No sharp stroke shaping stone
No bend of metal or curve
Of well-kept hill
No plotted field of cane
Or wheat or rice… 
No Ife bronze
Or illuminated script
Is alien to me

a local variant of Horace’s Nihil alienum mihi humanum est (nothing human is alien to me). As for the carpers from Elsewhere, Figueroa here levels his sights at that ultra-distinguished American critic Helen Vendler who once ventured to criticize Derek Walcott’s pentameters. Figueroa’s reply to Vendler is appropriately written in a slashing, ironic Creole:

Roddy brodder, teacher Alix son,
Bwoy, you no hear wa de lady say?
Watch di pentameter ting, man.
Dat is white people play!
Wha de hell you read Homer -
A so him name? - fa!
Yu his from the horal tradition
And must deal wid calypso and reggae na!

So much for culture snobs, both of the localist Here, and genteel Elsewhere, varieties.
Figueroa’s most sustained treatment of the Here/Elsewhere themes, ‘From the Caribbean with Love,’ is perhaps too diffuse to be entirely successful, although lines like the following

We must know
While not denying the nurture
Of history and the permanent peace
Of a lawn cared for for a thousand years
We must know the span of now
(‘The span of now’: what a lovely phrase)
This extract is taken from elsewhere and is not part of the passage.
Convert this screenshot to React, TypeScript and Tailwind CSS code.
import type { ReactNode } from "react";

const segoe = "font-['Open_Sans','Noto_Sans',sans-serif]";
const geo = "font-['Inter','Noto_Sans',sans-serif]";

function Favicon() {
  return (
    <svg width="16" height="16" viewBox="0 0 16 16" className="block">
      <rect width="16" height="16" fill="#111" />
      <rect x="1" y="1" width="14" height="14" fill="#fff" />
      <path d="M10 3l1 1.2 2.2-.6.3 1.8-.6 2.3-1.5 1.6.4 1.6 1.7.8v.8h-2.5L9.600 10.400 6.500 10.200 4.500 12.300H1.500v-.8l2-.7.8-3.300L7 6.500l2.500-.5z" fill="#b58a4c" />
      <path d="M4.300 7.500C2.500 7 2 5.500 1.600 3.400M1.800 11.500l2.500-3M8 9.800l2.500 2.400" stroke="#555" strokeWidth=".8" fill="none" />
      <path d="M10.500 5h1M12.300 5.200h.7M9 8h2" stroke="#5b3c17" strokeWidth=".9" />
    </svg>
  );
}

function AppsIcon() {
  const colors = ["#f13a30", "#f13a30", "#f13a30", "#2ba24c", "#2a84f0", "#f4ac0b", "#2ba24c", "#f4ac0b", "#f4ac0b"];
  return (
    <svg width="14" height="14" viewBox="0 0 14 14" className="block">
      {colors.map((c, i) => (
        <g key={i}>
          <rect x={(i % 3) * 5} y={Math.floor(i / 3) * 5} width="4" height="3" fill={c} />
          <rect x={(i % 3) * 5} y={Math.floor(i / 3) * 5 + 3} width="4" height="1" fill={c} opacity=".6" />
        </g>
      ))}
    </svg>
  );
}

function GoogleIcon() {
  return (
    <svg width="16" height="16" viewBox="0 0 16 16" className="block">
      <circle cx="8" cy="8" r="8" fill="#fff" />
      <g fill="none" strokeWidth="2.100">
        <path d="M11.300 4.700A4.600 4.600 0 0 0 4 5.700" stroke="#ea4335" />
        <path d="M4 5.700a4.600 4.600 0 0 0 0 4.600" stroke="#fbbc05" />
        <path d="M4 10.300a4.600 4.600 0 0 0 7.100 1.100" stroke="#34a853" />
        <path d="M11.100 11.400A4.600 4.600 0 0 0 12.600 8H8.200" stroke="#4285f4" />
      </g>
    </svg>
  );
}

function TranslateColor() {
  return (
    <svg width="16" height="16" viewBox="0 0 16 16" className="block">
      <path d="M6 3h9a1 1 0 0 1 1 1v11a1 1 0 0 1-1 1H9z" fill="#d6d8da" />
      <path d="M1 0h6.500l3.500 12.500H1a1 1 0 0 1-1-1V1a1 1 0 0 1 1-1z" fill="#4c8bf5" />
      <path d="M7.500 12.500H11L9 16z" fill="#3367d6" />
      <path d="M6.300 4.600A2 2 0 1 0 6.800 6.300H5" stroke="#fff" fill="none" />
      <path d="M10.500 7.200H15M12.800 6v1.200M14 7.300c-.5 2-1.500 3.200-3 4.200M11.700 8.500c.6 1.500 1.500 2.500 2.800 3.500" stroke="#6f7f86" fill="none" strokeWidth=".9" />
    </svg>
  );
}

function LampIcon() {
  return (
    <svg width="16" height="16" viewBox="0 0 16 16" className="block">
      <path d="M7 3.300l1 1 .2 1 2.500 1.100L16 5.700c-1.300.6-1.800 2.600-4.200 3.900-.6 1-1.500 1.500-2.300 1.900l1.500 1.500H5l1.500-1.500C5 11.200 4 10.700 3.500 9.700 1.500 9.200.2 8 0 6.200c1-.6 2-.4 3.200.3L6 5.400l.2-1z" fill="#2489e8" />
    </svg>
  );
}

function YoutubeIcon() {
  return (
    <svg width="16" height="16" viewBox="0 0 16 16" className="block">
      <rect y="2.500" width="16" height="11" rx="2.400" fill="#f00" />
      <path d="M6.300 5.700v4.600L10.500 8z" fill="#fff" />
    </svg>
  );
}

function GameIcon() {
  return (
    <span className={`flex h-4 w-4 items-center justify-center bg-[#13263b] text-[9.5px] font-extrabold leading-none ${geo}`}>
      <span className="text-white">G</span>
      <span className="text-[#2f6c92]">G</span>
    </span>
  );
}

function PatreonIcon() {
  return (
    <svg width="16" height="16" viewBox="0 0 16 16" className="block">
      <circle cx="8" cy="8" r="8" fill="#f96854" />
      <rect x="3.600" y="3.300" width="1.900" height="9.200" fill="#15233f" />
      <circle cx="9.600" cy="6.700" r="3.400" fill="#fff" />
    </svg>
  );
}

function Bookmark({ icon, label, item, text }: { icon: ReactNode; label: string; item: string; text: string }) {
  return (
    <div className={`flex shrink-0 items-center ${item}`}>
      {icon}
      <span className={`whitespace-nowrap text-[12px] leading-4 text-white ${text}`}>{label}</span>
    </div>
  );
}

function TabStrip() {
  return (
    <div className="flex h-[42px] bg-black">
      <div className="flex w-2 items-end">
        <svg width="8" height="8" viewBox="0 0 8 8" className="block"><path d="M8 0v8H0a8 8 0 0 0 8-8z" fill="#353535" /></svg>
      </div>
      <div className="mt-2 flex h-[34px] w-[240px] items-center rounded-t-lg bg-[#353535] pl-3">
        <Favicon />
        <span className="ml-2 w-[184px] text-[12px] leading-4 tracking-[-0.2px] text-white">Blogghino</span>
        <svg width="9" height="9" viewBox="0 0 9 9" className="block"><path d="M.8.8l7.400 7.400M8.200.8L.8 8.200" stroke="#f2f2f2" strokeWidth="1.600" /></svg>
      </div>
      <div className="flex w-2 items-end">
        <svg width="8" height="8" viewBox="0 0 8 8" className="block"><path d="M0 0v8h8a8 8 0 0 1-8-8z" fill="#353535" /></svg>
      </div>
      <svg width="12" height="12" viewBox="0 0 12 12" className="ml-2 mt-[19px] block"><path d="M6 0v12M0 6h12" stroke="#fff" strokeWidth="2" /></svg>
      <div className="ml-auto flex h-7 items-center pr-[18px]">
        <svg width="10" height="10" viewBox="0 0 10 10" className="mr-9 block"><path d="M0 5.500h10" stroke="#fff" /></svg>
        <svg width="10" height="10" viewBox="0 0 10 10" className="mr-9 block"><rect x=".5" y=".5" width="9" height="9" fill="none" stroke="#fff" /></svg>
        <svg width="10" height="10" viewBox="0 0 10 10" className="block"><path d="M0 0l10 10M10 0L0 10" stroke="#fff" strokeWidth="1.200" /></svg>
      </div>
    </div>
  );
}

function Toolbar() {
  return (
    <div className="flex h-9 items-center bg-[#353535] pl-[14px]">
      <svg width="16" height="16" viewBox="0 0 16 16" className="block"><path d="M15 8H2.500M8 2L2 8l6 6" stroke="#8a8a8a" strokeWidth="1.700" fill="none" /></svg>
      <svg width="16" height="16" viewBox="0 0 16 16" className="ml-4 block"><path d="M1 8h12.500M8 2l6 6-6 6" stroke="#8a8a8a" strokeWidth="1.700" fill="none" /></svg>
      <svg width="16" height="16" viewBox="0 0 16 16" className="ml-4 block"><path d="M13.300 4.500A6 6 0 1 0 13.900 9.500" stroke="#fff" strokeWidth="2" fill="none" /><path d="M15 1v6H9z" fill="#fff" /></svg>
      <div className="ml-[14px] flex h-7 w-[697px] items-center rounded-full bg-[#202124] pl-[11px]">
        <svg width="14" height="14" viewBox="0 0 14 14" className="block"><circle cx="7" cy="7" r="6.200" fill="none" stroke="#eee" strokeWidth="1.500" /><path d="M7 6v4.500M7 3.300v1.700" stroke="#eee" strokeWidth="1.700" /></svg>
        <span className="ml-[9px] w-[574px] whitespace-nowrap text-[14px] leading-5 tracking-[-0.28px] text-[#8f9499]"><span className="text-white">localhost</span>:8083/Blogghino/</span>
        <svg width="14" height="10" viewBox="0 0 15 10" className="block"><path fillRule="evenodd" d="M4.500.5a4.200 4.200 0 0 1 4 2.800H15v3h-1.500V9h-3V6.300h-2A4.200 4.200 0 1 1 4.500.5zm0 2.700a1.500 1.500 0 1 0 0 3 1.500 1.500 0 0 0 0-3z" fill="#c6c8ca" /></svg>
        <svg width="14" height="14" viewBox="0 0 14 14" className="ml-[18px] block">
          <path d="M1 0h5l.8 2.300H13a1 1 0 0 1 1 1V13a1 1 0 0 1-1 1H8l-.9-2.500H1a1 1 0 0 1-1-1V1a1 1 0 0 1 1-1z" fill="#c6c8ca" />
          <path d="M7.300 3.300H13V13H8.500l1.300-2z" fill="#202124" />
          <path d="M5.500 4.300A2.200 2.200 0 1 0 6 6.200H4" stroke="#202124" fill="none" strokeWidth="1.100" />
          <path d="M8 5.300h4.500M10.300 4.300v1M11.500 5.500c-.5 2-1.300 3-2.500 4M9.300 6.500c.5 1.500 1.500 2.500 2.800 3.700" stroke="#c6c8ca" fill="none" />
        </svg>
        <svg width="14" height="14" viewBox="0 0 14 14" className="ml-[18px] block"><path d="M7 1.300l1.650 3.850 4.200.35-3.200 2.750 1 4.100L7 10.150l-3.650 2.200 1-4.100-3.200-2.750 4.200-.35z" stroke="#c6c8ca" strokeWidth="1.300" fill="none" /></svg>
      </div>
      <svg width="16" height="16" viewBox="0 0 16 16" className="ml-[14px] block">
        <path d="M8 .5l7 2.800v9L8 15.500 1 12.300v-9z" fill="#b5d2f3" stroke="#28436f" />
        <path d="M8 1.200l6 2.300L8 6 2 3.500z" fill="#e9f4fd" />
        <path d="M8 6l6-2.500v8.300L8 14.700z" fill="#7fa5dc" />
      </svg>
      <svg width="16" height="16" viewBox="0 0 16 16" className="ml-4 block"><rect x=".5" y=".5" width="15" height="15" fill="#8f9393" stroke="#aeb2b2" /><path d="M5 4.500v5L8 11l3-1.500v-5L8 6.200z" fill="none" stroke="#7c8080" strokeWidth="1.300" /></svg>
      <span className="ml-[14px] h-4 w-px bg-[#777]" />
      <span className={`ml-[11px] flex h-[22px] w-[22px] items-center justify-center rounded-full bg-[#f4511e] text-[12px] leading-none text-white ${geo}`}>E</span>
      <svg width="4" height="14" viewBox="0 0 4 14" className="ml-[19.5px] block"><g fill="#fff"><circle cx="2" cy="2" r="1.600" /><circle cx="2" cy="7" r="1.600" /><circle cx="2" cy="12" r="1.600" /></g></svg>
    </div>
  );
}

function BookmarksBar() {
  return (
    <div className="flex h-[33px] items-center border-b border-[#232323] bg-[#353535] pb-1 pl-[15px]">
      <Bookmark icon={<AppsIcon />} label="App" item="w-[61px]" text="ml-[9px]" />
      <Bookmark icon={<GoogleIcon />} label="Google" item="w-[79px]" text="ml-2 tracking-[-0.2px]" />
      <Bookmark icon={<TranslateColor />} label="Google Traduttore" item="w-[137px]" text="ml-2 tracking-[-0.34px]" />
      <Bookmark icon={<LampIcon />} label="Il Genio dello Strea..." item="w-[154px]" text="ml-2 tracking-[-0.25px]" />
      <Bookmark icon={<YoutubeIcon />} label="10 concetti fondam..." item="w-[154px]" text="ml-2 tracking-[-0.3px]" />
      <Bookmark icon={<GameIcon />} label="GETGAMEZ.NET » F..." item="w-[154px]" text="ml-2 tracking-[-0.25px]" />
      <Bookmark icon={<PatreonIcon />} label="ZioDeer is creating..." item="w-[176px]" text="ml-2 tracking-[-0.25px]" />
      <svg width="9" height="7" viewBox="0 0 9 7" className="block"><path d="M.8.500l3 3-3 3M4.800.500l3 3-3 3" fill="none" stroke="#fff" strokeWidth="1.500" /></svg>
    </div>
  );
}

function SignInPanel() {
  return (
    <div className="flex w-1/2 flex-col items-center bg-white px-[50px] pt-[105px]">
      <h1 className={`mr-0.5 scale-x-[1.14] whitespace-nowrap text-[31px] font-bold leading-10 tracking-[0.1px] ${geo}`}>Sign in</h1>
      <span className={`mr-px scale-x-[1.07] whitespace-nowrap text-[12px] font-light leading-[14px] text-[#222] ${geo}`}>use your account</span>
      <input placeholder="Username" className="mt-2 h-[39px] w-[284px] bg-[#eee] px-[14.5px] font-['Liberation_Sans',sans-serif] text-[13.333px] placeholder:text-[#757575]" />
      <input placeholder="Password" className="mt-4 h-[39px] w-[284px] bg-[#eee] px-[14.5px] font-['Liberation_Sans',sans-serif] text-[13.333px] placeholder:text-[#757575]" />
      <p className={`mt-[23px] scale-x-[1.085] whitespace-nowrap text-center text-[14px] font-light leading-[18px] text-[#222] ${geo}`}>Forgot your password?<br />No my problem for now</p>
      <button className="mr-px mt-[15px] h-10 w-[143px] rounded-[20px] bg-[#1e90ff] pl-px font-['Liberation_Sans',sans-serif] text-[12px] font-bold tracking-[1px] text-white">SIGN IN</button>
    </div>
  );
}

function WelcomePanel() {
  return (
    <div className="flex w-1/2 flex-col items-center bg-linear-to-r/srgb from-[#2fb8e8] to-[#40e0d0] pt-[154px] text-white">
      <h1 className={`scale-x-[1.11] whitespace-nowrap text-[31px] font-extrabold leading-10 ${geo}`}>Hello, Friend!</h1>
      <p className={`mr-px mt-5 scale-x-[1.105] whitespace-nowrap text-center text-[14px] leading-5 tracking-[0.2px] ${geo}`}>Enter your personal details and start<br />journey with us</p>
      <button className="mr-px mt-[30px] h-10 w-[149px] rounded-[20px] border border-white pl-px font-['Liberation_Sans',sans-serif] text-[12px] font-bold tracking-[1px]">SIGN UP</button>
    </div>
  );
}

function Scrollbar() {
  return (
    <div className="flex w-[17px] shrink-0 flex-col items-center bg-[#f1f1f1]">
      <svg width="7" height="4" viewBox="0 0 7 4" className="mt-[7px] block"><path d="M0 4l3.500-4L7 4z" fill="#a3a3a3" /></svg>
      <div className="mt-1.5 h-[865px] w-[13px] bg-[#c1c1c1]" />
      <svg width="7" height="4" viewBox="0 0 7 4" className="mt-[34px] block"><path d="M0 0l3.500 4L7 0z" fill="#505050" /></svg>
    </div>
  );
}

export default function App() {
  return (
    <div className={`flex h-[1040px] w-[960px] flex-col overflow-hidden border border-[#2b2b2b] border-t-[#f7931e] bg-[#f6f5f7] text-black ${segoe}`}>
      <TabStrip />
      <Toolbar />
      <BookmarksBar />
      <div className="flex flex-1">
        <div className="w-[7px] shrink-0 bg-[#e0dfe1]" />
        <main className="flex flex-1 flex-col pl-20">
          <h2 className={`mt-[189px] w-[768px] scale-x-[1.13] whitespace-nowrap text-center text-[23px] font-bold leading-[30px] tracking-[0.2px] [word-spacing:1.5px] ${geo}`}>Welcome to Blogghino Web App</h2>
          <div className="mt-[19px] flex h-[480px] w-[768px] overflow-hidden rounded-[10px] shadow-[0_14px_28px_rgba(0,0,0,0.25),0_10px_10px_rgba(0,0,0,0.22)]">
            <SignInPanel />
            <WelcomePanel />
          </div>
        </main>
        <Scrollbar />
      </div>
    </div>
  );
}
are surely spot on target. Chauvinist bravado satirized in ‘Columbus Lost, or All o’ Wi a Search,’ where the patriotic derision of ‘Him [i.e., Columbus] tink a India him come’ is neutralized by the wisdom of

We tink a India wi come
Or Africa
An’ all the while
A home wi, deh, a home
Yu neber lose yet, nuh?

For Figueroa, the racial or Afrocentric myths of origin are paltry compared with the great foundational myths of Christianity and the classical cultures of Greece and Rome.
Figueroa is in fact that rare being, a Christian humanist who is as much at home in the world of Sappho and Horace, both of whom he translates or ‘imitates’ in this book, as in the Roman Catholic world - which inspires some of his most beautiful poems. The Winged Victory of Saniothrace and the cathedral of Notre Dame de Chartres are talismanic presences in his work, together with the great late Gothic church of Brou in Burgundy whose ‘endless geometry’ he often celebrates.
Other recurrent motifs are the changing seasons, women possessed or lost, dead friends and wasted lives (particularly poignant in ‘The Little Boy at Dawn’), getting old, and the Jamaica of his youth. (I particularly liked his ‘Christmas Breeze’ in this vein.) The range of Figueroa’s interests is wide and he finds a fine variety of voices to deal with those interests, only faltering perhaps when he slips into florid lyricism, as in ‘Oh When in Green Fields,’ or when in ‘Lacrymae Rerum’ he mimes the scatter-shot Pound of the ‘Cantos,’

Sunt
leave the latin alone
lacrymae
things are full of tears
for what cause
rerum

and its Eliotesque adjunct (for when Pound comes, can Eliot be far behind?) of ‘Four Quartets’:

or in the proposition meant
and not meant
accepted and refused.

A dangerously seductive influence has been that compound gentleman from the Midwest, Ezra Stearns Eliot Pound! In a poem like ‘This Tree My Time Keeper’ Figueroa comes into his own and its austerity and dignity, though with a touch of the West Indian seascape in its ‘bucking boat,’ are very moving. Moving, too, are Figueroa’s poems of failure and regret, like ‘Building Incomplete’ and ‘Birthday Poem.’ In the second of these he sums up his life on his 50th birthday:

Fifty years of not quite
gaining anything
(But weight
And a chance of understanding
What it means to
Be nearly third
Best, regularly).

Third best? A ‘certificate of merit’ instead of a gold, silver or bronze medal, as he says in the first stanza? The gold medal in the English-speaking Caribbean must of course go to Derek Walcott, but John Figueroa is certainly in the running for the silver. His poetry is as much a poetry of ‘the heart’s anchor’ as it is of ‘all the foreign landscapes… the questioning heart attempts.’ In other words, it is both a poetry of Here and Elsewhere, of the daily intimacies of Caribbean life and of wide horizons. It has the range, passion and skill of serious poetry. Forget Toad in the Hole (a terrible dish at the best of times), but make sure that you write off to Leeds, enclosing eight pounds ninety-five pence plus postage, for this book.